Family works together to start a vineyard
Bob Carlson spent his summers on the family farm and ranch operations in central Nebraska. Like many, he dreamed he’d follow in the family business and become a farmer himself. After a career in the Marine Corps, an interest in law took over and he attended Western State College of Law and became a successful lawyer. As his practice grew, so did his interest in wine and winemaking. With the help of his family, he started Carlson Creek Vineyards in the fertile fields of southeastern Arizona.
His two sons grew up around orchards and vineyards in San Diego, and both had a keen interest in plants, wine and winemaking, and committed themselves to learning the trade. Robert is in charge of sales and overseeing the growing. He and his brother John are currently taking viticulture classes from the University of California-Davis. John has plans to work in the vineyards of Napa and Sonoma, and Australia in the off-season, and is studying for certification for winemaking. He is also in charge of their newly opened tasting room. They have spent a considerable amount of time talking with, and studying the practices of, many growers and vintners around the country, and especially in Arizona, and a couple of trips to France have added to the store of knowledge.
Starting the business
The Carlson family formed an LLC in 2008 to start the business. Their plan was to purchase an established vineyard, but none available fit what their studies had determined would be the ideal operation, or their budget. They decided to start from scratch and found what they were looking for in what is known as the Kansas Settlement area in Cochise County, just outside Willcox, Ariz. There were two adjacent 80-acre parcels available. They purchased one and have the option to purchase the other 80 acres when the time is right for growth.

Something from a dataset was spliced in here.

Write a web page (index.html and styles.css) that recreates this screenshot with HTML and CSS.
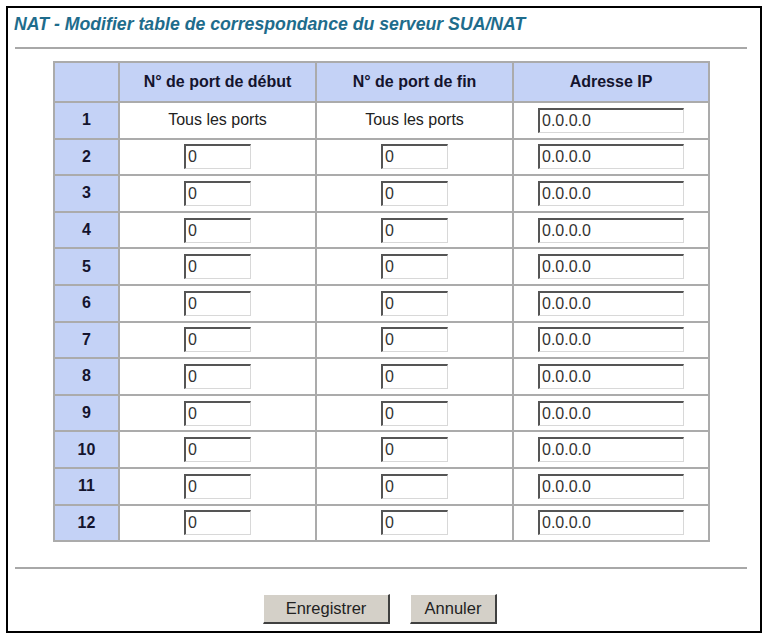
FILE: index.html
```html
<!DOCTYPE html>
<html lang="fr">
<head>
    <meta charset="UTF-8">
    <meta name="viewport" content="width=device-width, initial-scale=1.0">
    <title>NAT - Modifier table de correspondance</title>
    <link rel="stylesheet" href="styles.css">
</head>
<body>
    <div class="frame">
        <h1 class="title">NAT - Modifier table de correspondance du serveur SUA/NAT</h1>
        <hr class="rule">

        <table class="nat-table">
            <colgroup>
                <col class="col-num">
                <col class="col-port">
                <col class="col-port">
                <col class="col-ip">
            </colgroup>
            <tr>
                <th></th>
                <th>N° de port de début</th>
                <th>N° de port de fin</th>
                <th>Adresse IP</th>
            </tr>
            <tr>
                <td class="num">1</td>
                <td>Tous les ports</td>
                <td>Tous les ports</td>
                <td><input type="text" class="ip-input" value="0.0.0.0"></td>
            </tr>
            <tr>
                <td class="num">2</td>
                <td><input type="text" class="port-input" value="0"></td>
                <td><input type="text" class="port-input" value="0"></td>
                <td><input type="text" class="ip-input" value="0.0.0.0"></td>
            </tr>
            <tr>
                <td class="num">3</td>
                <td><input type="text" class="port-input" value="0"></td>
                <td><input type="text" class="port-input" value="0"></td>
                <td><input type="text" class="ip-input" value="0.0.0.0"></td>
            </tr>
            <tr>
                <td class="num">4</td>
                <td><input type="text" class="port-input" value="0"></td>
                <td><input type="text" class="port-input" value="0"></td>
                <td><input type="text" class="ip-input" value="0.0.0.0"></td>
            </tr>
            <tr>
                <td class="num">5</td>
                <td><input type="text" class="port-input" value="0"></td>
                <td><input type="text" class="port-input" value="0"></td>
                <td><input type="text" class="ip-input" value="0.0.0.0"></td>
            </tr>
            <tr>
                <td class="num">6</td>
                <td><input type="text" class="port-input" value="0"></td>
                <td><input type="text" class="port-input" value="0"></td>
                <td><input type="text" class="ip-input" value="0.0.0.0"></td>
            </tr>
            <tr>
                <td class="num">7</td>
                <td><input type="text" class="port-input" value="0"></td>
                <td><input type="text" class="port-input" value="0"></td>
                <td><input type="text" class="ip-input" value="0.0.0.0"></td>
            </tr>
            <tr>
                <td class="num">8</td>
                <td><input type="text" class="port-input" value="0"></td>
                <td><input type="text" class="port-input" value="0"></td>
                <td><input type="text" class="ip-input" value="0.0.0.0"></td>
            </tr>
            <tr>
                <td class="num">9</td>
                <td><input type="text" class="port-input" value="0"></td>
                <td><input type="text" class="port-input" value="0"></td>
                <td><input type="text" class="ip-input" value="0.0.0.0"></td>
            </tr>
            <tr>
                <td class="num">10</td>
                <td><input type="text" class="port-input" value="0"></td>
                <td><input type="text" class="port-input" value="0"></td>
                <td><input type="text" class="ip-input" value="0.0.0.0"></td>
            </tr>
            <tr>
                <td class="num">11</td>
                <td><input type="text" class="port-input" value="0"></td>
                <td><input type="text" class="port-input" value="0"></td>
                <td><input type="text" class="ip-input" value="0.0.0.0"></td>
            </tr>
            <tr>
                <td class="num">12</td>
                <td><input type="text" class="port-input" value="0"></td>
                <td><input type="text" class="port-input" value="0"></td>
                <td><input type="text" class="ip-input" value="0.0.0.0"></td>
            </tr>
        </table>

        <hr class="rule rule-bottom">

        <div class="buttons">
            <button class="btn btn-save">Enregistrer</button>
            <button class="btn btn-cancel">Annuler</button>
        </div>
    </div>
</body>
</html>
```

FILE: styles.css
```css
body {
    margin: 0;
    padding: 6px;
    font-family: "Liberation Sans", Arial, sans-serif;
    background: #fff;
}

.frame {
    box-sizing: border-box;
    width: 756px;
    height: 627px;
    border: 2px solid #000;
}

.title {
    margin: 0;
    padding: 6px 0 0 6px;
    font-size: 17.7px;
    line-height: 20px;
    font-weight: bold;
    font-style: italic;
    color: #1e6c8c;
}

.rule {
    border: 0;
    height: 2px;
    background: #a8a8a8;
    margin: 13px 13px 0 7px;
}

.nat-table {
    margin: 12px 0 0 45px;
    width: 655px;
    border-collapse: collapse;
    table-layout: fixed;
}

.col-num { width: 65px; }
.col-port { width: 197px; }
.col-ip { width: 196px; }

.nat-table th,
.nat-table td {
    border: 2px solid #ababab;
    padding: 0;
    text-align: center;
    font-size: 16px;
}

.nat-table th {
    height: 38px;
    background: #c4d2f6;
    color: #14142e;
    font-weight: bold;
}

.nat-table td {
    height: 34.6px;
    color: #222;
}

.nat-table td.num {
    background: #c4d2f6;
    color: #14142e;
    font-weight: bold;
}

.port-input,
.ip-input {
    box-sizing: border-box;
    height: 25px;
    margin: 0;
    padding: 0 0 0 2px;
    font-family: "Liberation Sans", Arial, sans-serif;
    font-size: 16px;
    color: #333;
    background: #fff;
    border-top: 2px solid #555;
    border-left: 2px solid #555;
    border-bottom: 1px solid #d8d8d8;
    border-right: 1px solid #d8d8d8;
    vertical-align: middle;
}

.port-input { width: 67px; }
.ip-input { width: 146px; }

.rule-bottom {
    margin-top: 25px;
}

.buttons {
    display: flex;
    justify-content: center;
    gap: 20px;
    margin-top: 25px;
    padding-right: 8px;
}

.btn {
    box-sizing: border-box;
    height: 30px;
    margin: 0;
    font-family: "Liberation Sans", Arial, sans-serif;
    font-size: 16.5px;
    color: #222;
    background: #d4d0c8;
    border-top: 1px solid #fff;
    border-left: 1px solid #fff;
    border-bottom: 2px solid #404040;
    border-right: 2px solid #404040;
}

.btn-save { width: 127px; }
.btn-cancel { width: 87px; }
```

The ground, on the Willcox Bench, has a well-draining, sandy-loam soil. It had not been worked for many years and it sat on top of a large aquifer. The Willcox Bench is a slight rise of land about 4,200 feet above sea level. With irrigation, they can take advantage of the warm Arizona sun and the cool evenings to grow excellent wine grapes. Because the growing conditions are very similar to the Rhone Valley in southern France, the Carlsons are concentrating on Rhone varietals.
The first steps to creating the vineyards were clearing the land, fencing it and digging a well. They spent a considerable amount of time clearing the land of many years of mesquite growth and other plants. They then used a Caterpillar tractor with a grapple that ripped up the ground to a depth of 6 feet. They tested the soil and found that gypsum at 2 tons per acre would provide better growing conditions, so the gypsum was spread and disked in on 40 of the 80 acres. They decided to set up that whole 40 acres for drip irrigation as well. They installed the pipe and risers and dug a 500-foot well to assure plenty of water.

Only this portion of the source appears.